During the summer of 2020, I conducted research on gene-targeted therapies for the repair of the nervous system through a lab at the University of Minnesota Medical School. After completing a genetics course at Trinity in the spring of 2021, I began research at a clinical genetics lab in Boston named Genomes2People. One of their main projects I contributed to was examining the behavioral, economic, and medical impact of genetic sequencing in newborns. Through this research, my interest in genetics spiked and I was able to find a set of disorders that allows me to combine my interest in genetics with cell biology. I plan to pursue medical school after graduating from Trinity in the spring of 2023.

Olivia Pomerleau, ’23

My name is Olivia Pomerleau and I am a thesis student in the biology department. I am currently studying the relationship between the skin microbiome and atopic dermatitis, also known as eczema. More specifically, I am looking at the treatment options for adult-onset atopic dermatitis. I am hypothesizing that adult-onset atopic dermatitis is more of a microbiome dysbiosis issue.

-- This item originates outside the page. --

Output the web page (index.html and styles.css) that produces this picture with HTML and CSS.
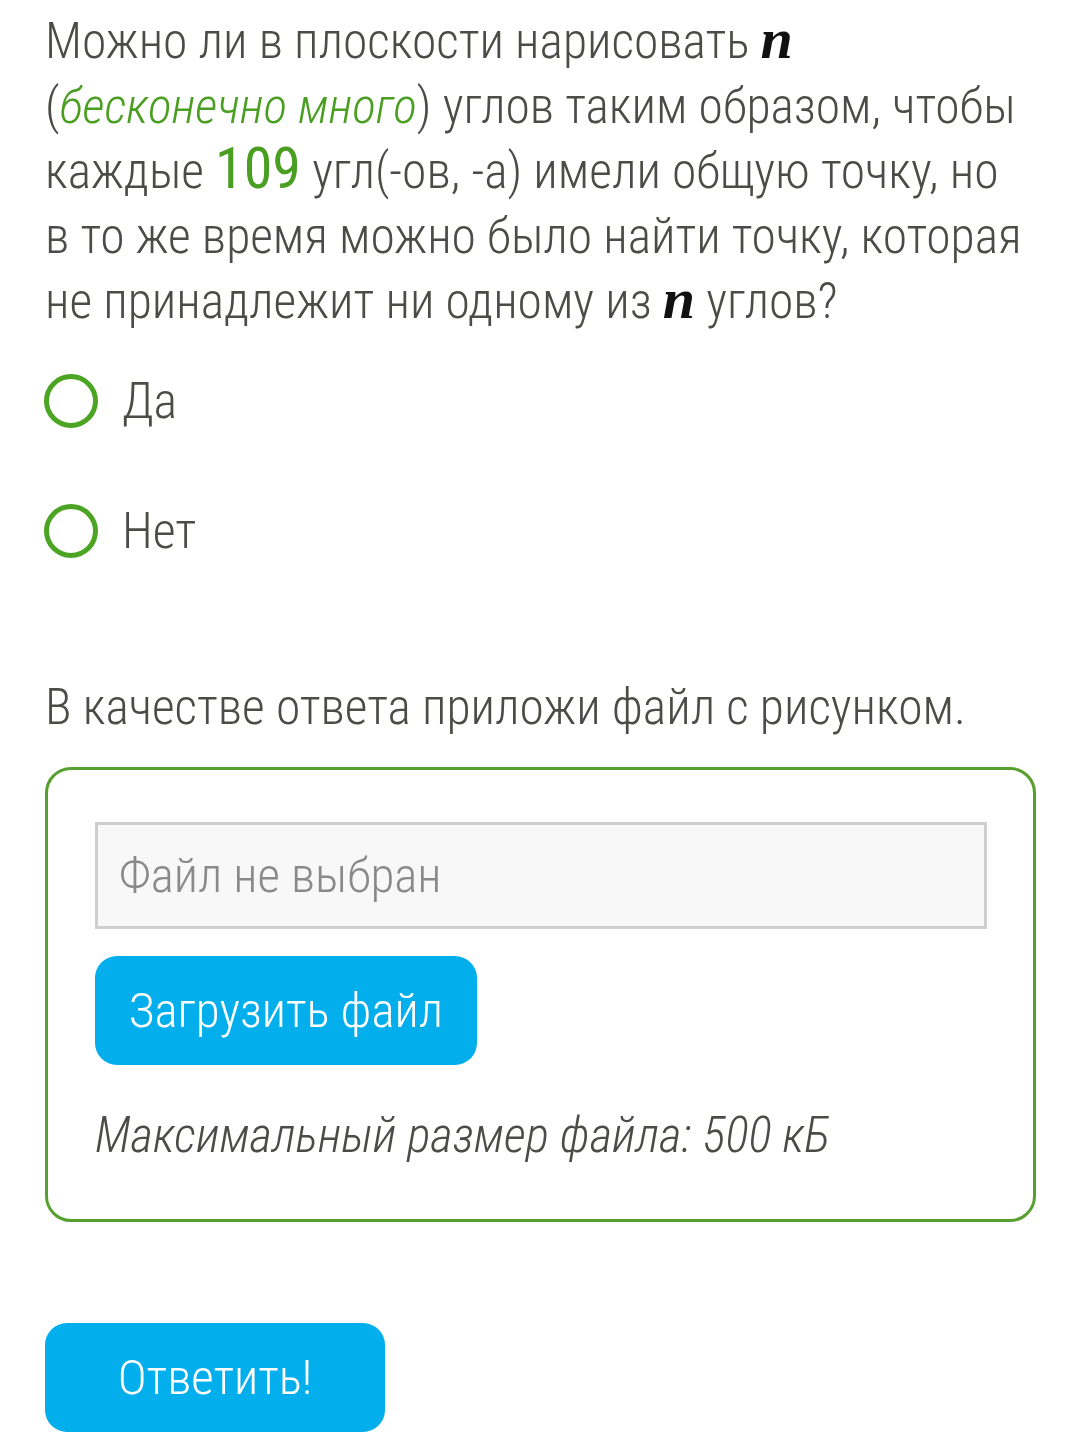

I chose this area of research because my aunt recently was diagnosed with eczema and never had it as a child. I also am interested in going to medical school and hopefully pursuing dermatology. Combining all of this with my interest in microbiology, I found the perfect topic to study. Currently I am also an EMT at Trinity Health of New England. I have found that emergency medicine is quite different from studying skin diseases.

Henry Lagasse, ’23

While looking at molecular data to form a phylogeny is the most concrete way of identifying how species are related to one another, morphological data can provide evidence both for species circumscription as well as the evolution of functional traits. As a result, it is important to be able to combine molecular and morphological evidence in identifying a species.

In my research I am looking at spore perine morphology as a possible new character to be used in the identification of species within the fern genus, Polystichum. Fern spores have an outer layer called the perispore that has different ornamental structures like ridges and perforations that are known to vary interspecifically. I am scoring perine characteristics using SEM (scanning electron microscopy) image and mapping these characters onto a molecular phylogeny of Polystichum in order to reconstruct evolutionary history.

I got into this research due to my interest in plant biology that I gained through taking Plants of New England (BIOL 218), Botany (BIOL 215), and Evolution of plant structures (BIOL 223). Professor Patel is my thesis advisor for this project.